2 comments on ““Send it to ‘networks’? Might as well flush it down the loo”

  1. Jo Johns on said:

    Noel – an excellent article, written in your own inimitable and honest style, stating with great accuracy the situation and many of the issues that I also see, experience and hear about.

    I find it shocking (and quite disheartening) that in IT we are still suffering from errors in judgement and understanding of what truly matters most – and like you I feel (and have done so for many years now, but too often I felt – and still feel – like a lone voice in the wilderness) that we must see massive changes in our ways of working; we must promote or recruit managers who have business and people skills so that they actually manage their teams and departments professionally, in line with business requirements; and all IT teams need to understand their accountabilities and responsibilities as service providers.

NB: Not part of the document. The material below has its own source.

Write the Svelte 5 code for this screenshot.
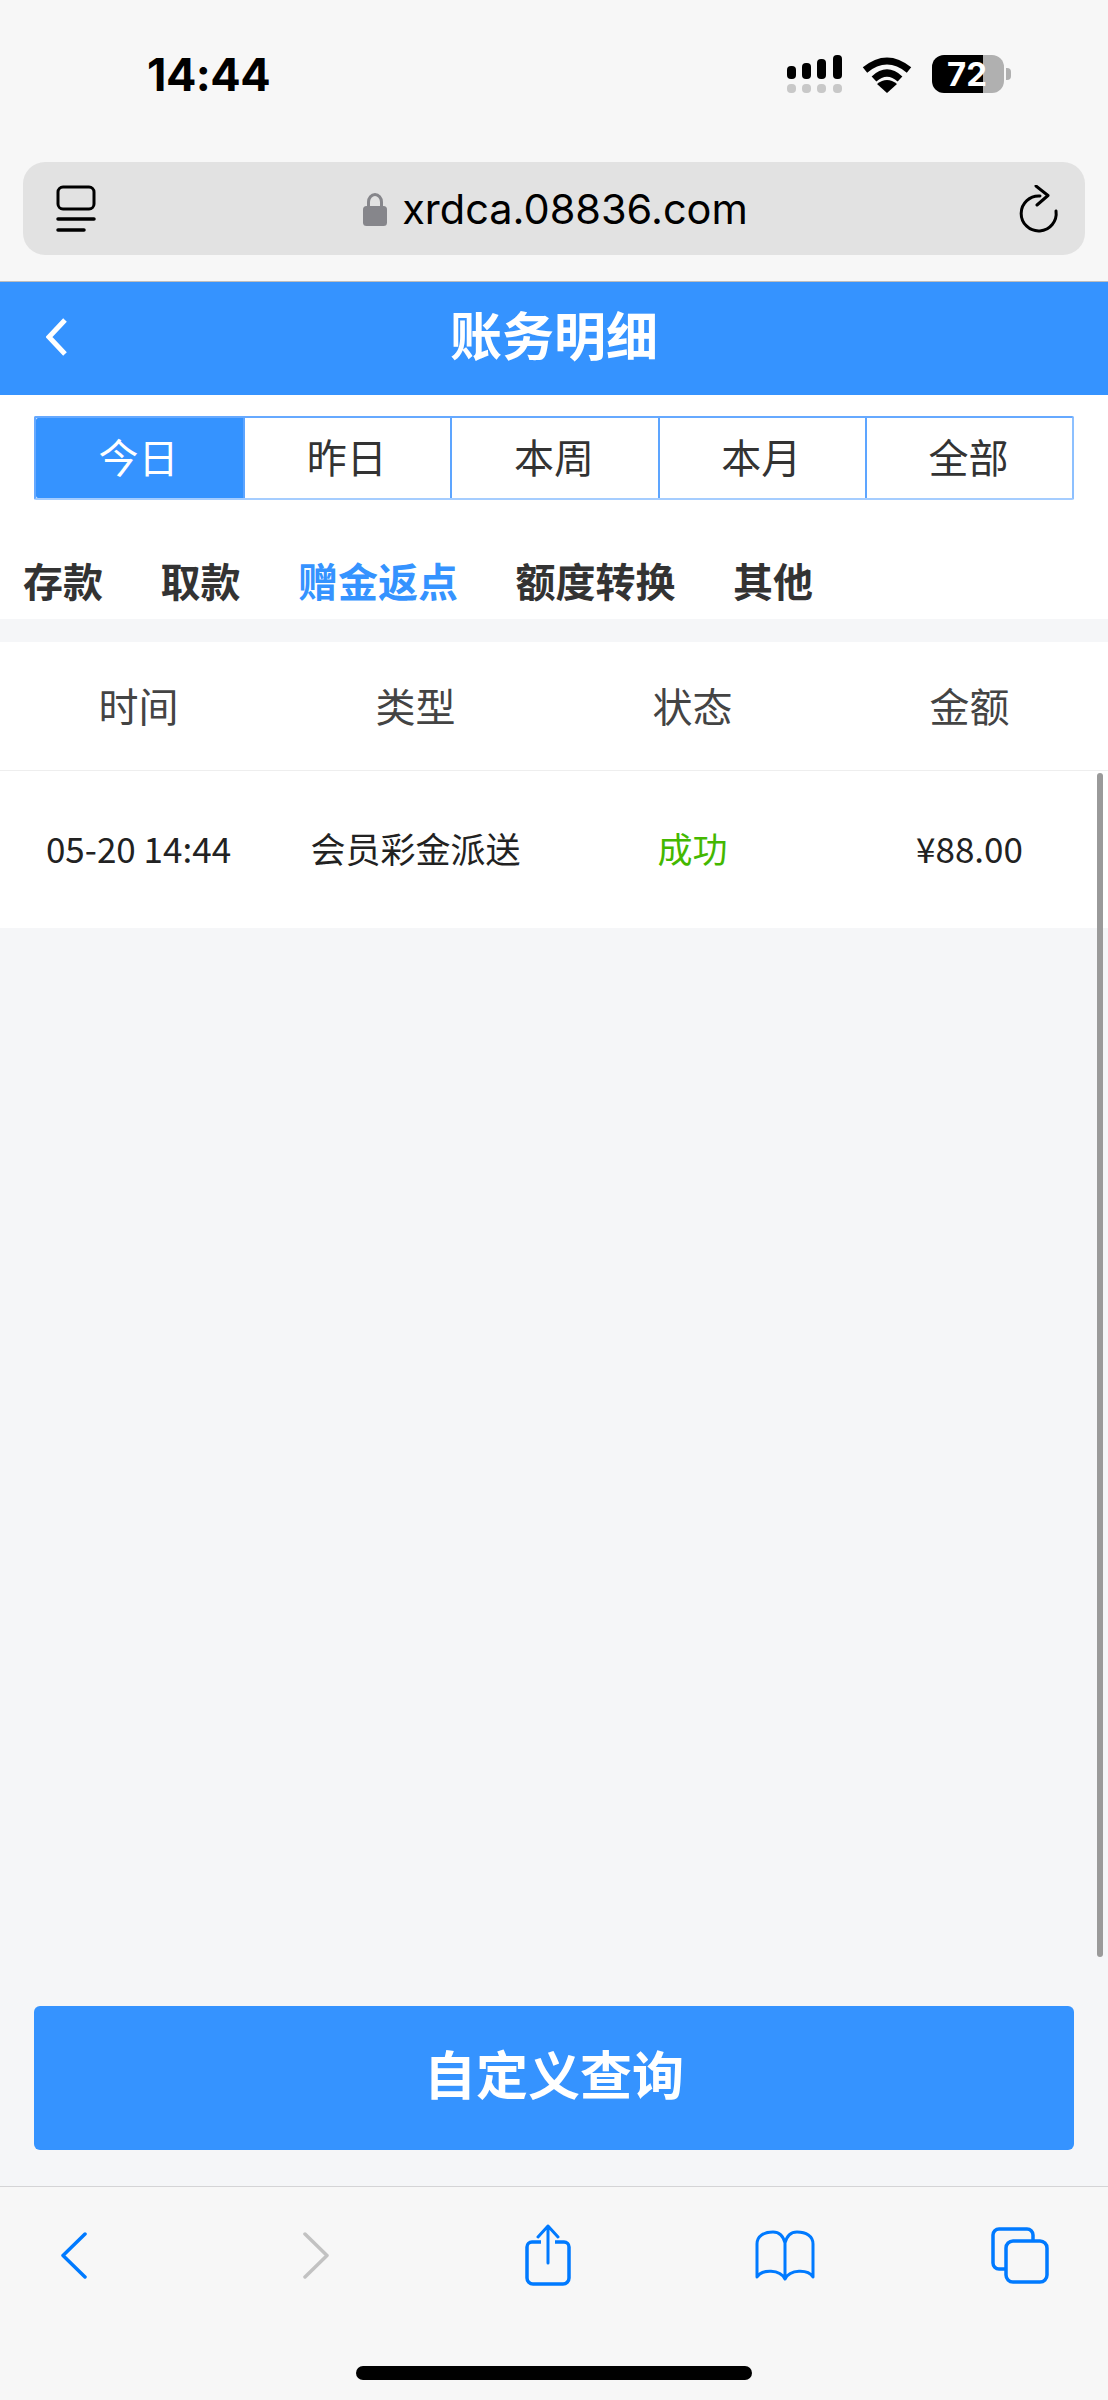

    I shall be using this article as a reference in courses I teach, if that’s okay with you!

    Jo Johns

  2. Alan Watts on said:

    Hi Noel, long time no speak.

    I see you are still railing against ITIL. The problem isn’t ITIL, it’s the way ITIL is implemented by 90% of the companies I’ve worked for. You can’t do it in isolation, it’s not a methodology. It’s a best practice framework to be applied to an existing, functioning department, not a replacement for how that department operates.

    I was recently working for a client who had a V3 implementation team that was effectively separate to the support, development and infrastrcuture towers. My reorganisation did things like move the Capacity Management person into the storage team, merge PMO and Service Delivery management and put the Release management group under Applications/Test lead. All of a sudden, all those esoteric procedural flowcharts started to make sense.

    Like everything, you have to work back from the objective. In ITIL’s case it’s to make the department more effective.